* Instruction *
Give the data again, word for word.

* Dataset section *
========================

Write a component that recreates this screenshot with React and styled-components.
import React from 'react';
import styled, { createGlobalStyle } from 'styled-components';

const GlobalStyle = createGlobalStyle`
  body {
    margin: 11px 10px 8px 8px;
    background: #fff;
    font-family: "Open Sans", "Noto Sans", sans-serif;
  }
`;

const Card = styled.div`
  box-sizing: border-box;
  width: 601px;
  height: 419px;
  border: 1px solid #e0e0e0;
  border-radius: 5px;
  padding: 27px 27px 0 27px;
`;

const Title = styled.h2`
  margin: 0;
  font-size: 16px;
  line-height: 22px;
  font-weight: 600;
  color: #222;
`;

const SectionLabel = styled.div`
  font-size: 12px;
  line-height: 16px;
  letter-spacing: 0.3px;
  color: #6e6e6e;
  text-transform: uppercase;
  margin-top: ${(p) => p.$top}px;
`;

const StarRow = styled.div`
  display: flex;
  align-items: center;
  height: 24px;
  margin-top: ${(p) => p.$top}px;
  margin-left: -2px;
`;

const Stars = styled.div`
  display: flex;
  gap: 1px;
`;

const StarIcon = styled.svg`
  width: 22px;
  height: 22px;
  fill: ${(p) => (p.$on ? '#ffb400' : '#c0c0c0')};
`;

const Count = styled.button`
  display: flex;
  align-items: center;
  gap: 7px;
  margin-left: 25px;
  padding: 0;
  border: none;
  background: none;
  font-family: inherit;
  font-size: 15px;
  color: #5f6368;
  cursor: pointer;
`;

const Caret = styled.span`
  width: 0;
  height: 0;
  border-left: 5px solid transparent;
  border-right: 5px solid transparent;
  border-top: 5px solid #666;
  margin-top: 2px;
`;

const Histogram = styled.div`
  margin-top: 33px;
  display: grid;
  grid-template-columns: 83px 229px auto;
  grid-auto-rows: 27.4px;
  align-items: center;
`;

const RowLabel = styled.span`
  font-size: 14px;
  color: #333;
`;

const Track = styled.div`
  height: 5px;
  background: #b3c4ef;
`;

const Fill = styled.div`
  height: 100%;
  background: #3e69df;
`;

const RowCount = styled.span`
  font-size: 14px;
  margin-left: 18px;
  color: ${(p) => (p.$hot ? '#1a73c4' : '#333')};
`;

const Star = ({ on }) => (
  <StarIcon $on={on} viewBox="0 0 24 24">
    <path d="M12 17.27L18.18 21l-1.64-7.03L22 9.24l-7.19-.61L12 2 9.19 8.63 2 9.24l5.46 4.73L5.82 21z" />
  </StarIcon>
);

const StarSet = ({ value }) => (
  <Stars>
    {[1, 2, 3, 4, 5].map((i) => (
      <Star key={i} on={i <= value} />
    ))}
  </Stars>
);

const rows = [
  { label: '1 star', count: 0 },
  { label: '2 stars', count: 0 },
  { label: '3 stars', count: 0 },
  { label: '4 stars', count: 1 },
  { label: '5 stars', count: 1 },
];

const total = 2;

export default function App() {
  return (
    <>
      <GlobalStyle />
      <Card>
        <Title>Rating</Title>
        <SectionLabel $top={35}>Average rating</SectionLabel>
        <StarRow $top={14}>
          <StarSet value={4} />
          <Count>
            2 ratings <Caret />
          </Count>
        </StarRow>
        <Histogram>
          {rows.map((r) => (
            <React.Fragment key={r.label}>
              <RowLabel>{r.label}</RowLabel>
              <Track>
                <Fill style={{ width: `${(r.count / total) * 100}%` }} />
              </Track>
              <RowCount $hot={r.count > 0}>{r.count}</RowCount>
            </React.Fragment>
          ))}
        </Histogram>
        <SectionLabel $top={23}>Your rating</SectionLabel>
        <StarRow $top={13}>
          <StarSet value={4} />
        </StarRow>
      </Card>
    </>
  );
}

========================

* Full response *
Write a component that recreates this screenshot with React and styled-components.
import React from 'react';
import styled, { createGlobalStyle } from 'styled-components';

const GlobalStyle = createGlobalStyle`
  body {
    margin: 11px 10px 8px 8px;
    background: #fff;
    font-family: "Open Sans", "Noto Sans", sans-serif;
  }
`;

const Card = styled.div`
  box-sizing: border-box;
  width: 601px;
  height: 419px;
  border: 1px solid #e0e0e0;
  border-radius: 5px;
  padding: 27px 27px 0 27px;
`;

const Title = styled.h2`
  margin: 0;
  font-size: 16px;
  line-height: 22px;
  font-weight: 600;
  color: #222;
`;

const SectionLabel = styled.div`
  font-size: 12px;
  line-height: 16px;
  letter-spacing: 0.3px;
  color: #6e6e6e;
  text-transform: uppercase;
  margin-top: ${(p) => p.$top}px;
`;

const StarRow = styled.div`
  display: flex;
  align-items: center;
  height: 24px;
  margin-top: ${(p) => p.$top}px;
  margin-left: -2px;
`;

const Stars = styled.div`
  display: flex;
  gap: 1px;
`;

const StarIcon = styled.svg`
  width: 22px;
  height: 22px;
  fill: ${(p) => (p.$on ? '#ffb400' : '#c0c0c0')};
`;

const Count = styled.button`
  display: flex;
  align-items: center;
  gap: 7px;
  margin-left: 25px;
  padding: 0;
  border: none;
  background: none;
  font-family: inherit;
  font-size: 15px;
  color: #5f6368;
  cursor: pointer;
`;

const Caret = styled.span`
  width: 0;
  height: 0;
  border-left: 5px solid transparent;
  border-right: 5px solid transparent;
  border-top: 5px solid #666;
  margin-top: 2px;
`;

const Histogram = styled.div`
  margin-top: 33px;
  display: grid;
  grid-template-columns: 83px 229px auto;
  grid-auto-rows: 27.4px;
  align-items: center;
`;

const RowLabel = styled.span`
  font-size: 14px;
  color: #333;
`;

const Track = styled.div`
  height: 5px;
  background: #b3c4ef;
`;

const Fill = styled.div`
  height: 100%;
  background: #3e69df;
`;

const RowCount = styled.span`
  font-size: 14px;
  margin-left: 18px;
  color: ${(p) => (p.$hot ? '#1a73c4' : '#333')};
`;

const Star = ({ on }) => (
  <StarIcon $on={on} viewBox="0 0 24 24">
    <path d="M12 17.27L18.18 21l-1.64-7.03L22 9.24l-7.19-.61L12 2 9.19 8.63 2 9.24l5.46 4.73L5.82 21z" />
  </StarIcon>
);

const StarSet = ({ value }) => (
  <Stars>
    {[1, 2, 3, 4, 5].map((i) => (
      <Star key={i} on={i <= value} />
    ))}
  </Stars>
);

const rows = [
  { label: '1 star', count: 0 },
  { label: '2 stars', count: 0 },
  { label: '3 stars', count: 0 },
  { label: '4 stars', count: 1 },
  { label: '5 stars', count: 1 },
];

const total = 2;

export default function App() {
  return (
    <>
      <GlobalStyle />
      <Card>
        <Title>Rating</Title>
        <SectionLabel $top={35}>Average rating</SectionLabel>
        <StarRow $top={14}>
          <StarSet value={4} />
          <Count>
            2 ratings <Caret />
          </Count>
        </StarRow>
        <Histogram>
          {rows.map((r) => (
            <React.Fragment key={r.label}>
              <RowLabel>{r.label}</RowLabel>
              <Track>
                <Fill style={{ width: `${(r.count / total) * 100}%` }} />
              </Track>
              <RowCount $hot={r.count > 0}>{r.count}</RowCount>
            </React.Fragment>
          ))}
        </Histogram>
        <SectionLabel $top={23}>Your rating</SectionLabel>
        <StarRow $top={13}>
          <StarSet value={4} />
        </StarRow>
      </Card>
    </>
  );
}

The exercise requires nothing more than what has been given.